Kathryn Tulloch created a giant light box without both light and glass. Instead she provides a minimal luminous surface on paper as substitute with hints of yellow pigment brushed across her ground. Called, Congealing Glow, she posits its opposite immediately adjacent on the gallery floor where objects comprised of bits of black and white detritus, (crunched up pieces of paper) rest on a large black card. Here the “place between” falls between vision and the dung-heaps of the world.
Emily Hlavac Green does use a light box, several of them in fact to summon images of beautiful, almost cinematic landscapes using the most humble of means. With bits of fabric and scrunched up paper, she generates the illusion of mountains, hills, terrains soaked in green, blue and purple. Called Postcards From Elsewhere, these imaginative places have an arresting beauty that belie their material source.

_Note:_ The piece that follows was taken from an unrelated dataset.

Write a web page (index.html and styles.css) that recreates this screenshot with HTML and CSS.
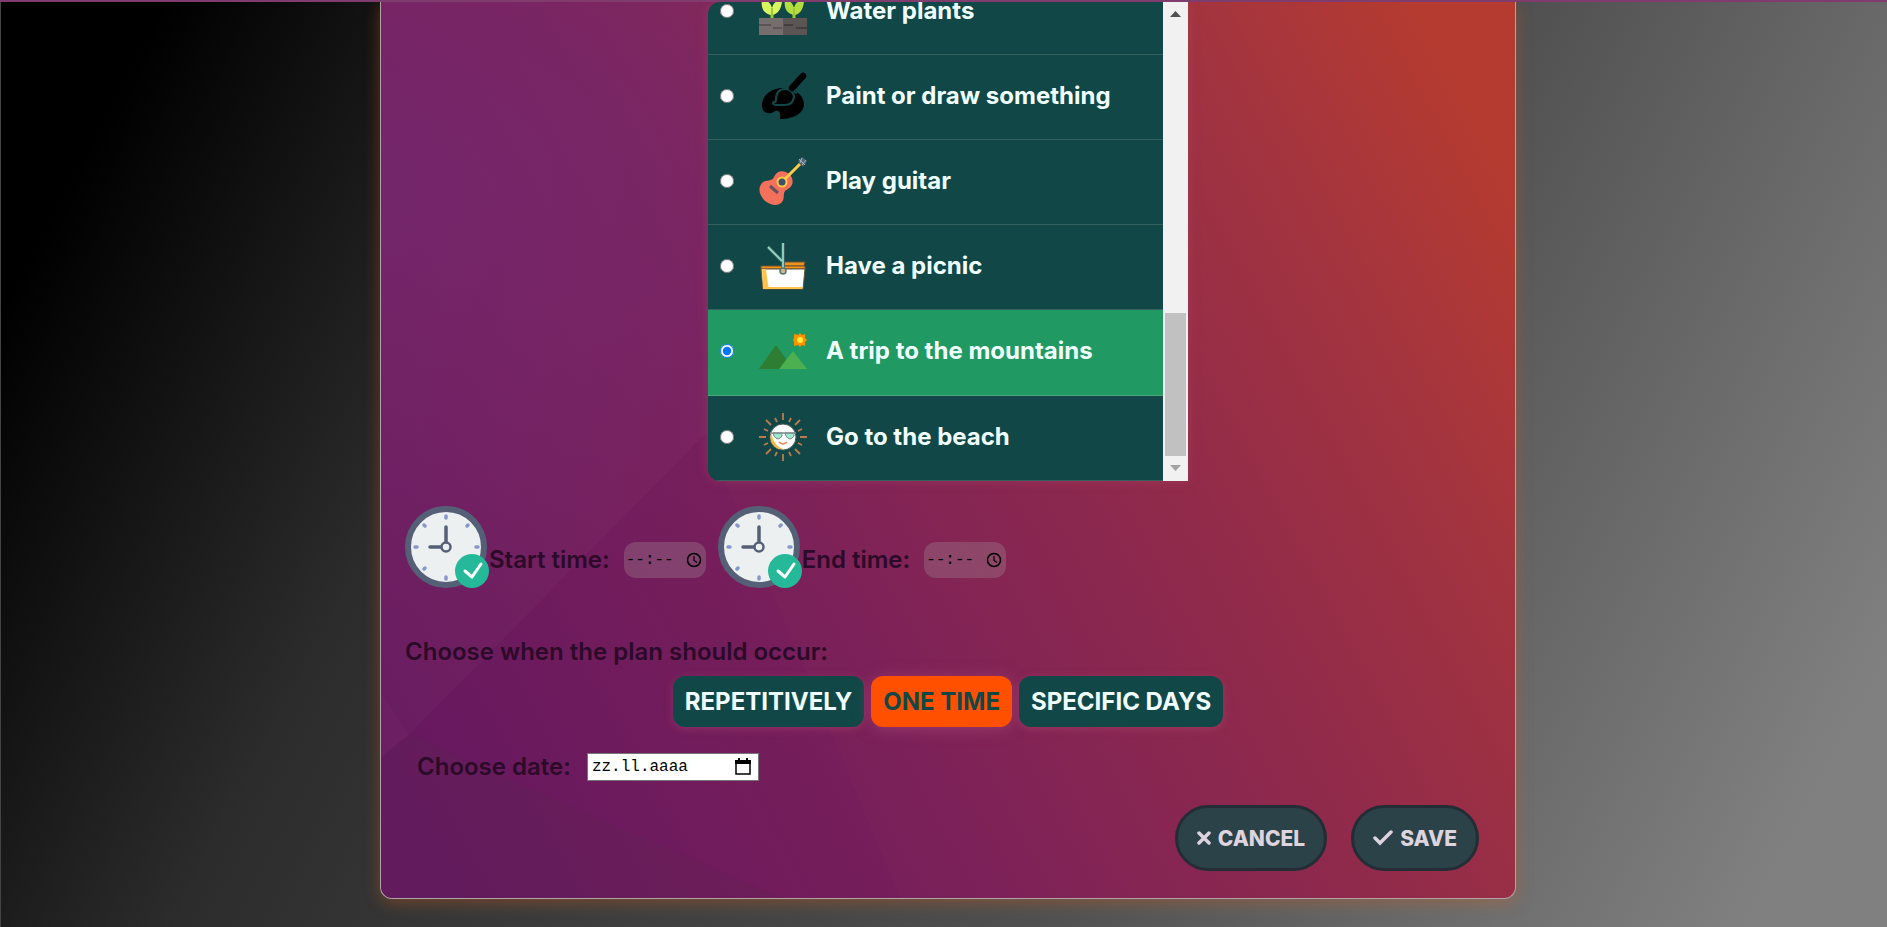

The notion of the copy, the replica is explored by Irena Kennedy, but in this case she is interested in the “Decay of the Copy” which is the title of her small porcelain white clay imitation motor tyre. First exhibited at the Splore Arts Festival as a tyre swing, slung up high out of reach to preserve its purity, it nevertheless was reached by persons unknown and, ironically, used as a tire swing. Its spoiled and dirty appearance at Casbah is testament to the triumph of functionalism.
Both Kate van der Drift and Jenna Todd’s photographic work engage with landscapes, the former with disaster areas she labels “post-event” landscapes, while the latter creates dreamscapes which evoke that same locale between “knowing and unknowing”, between that ambiguous location flanked by fiction and fact.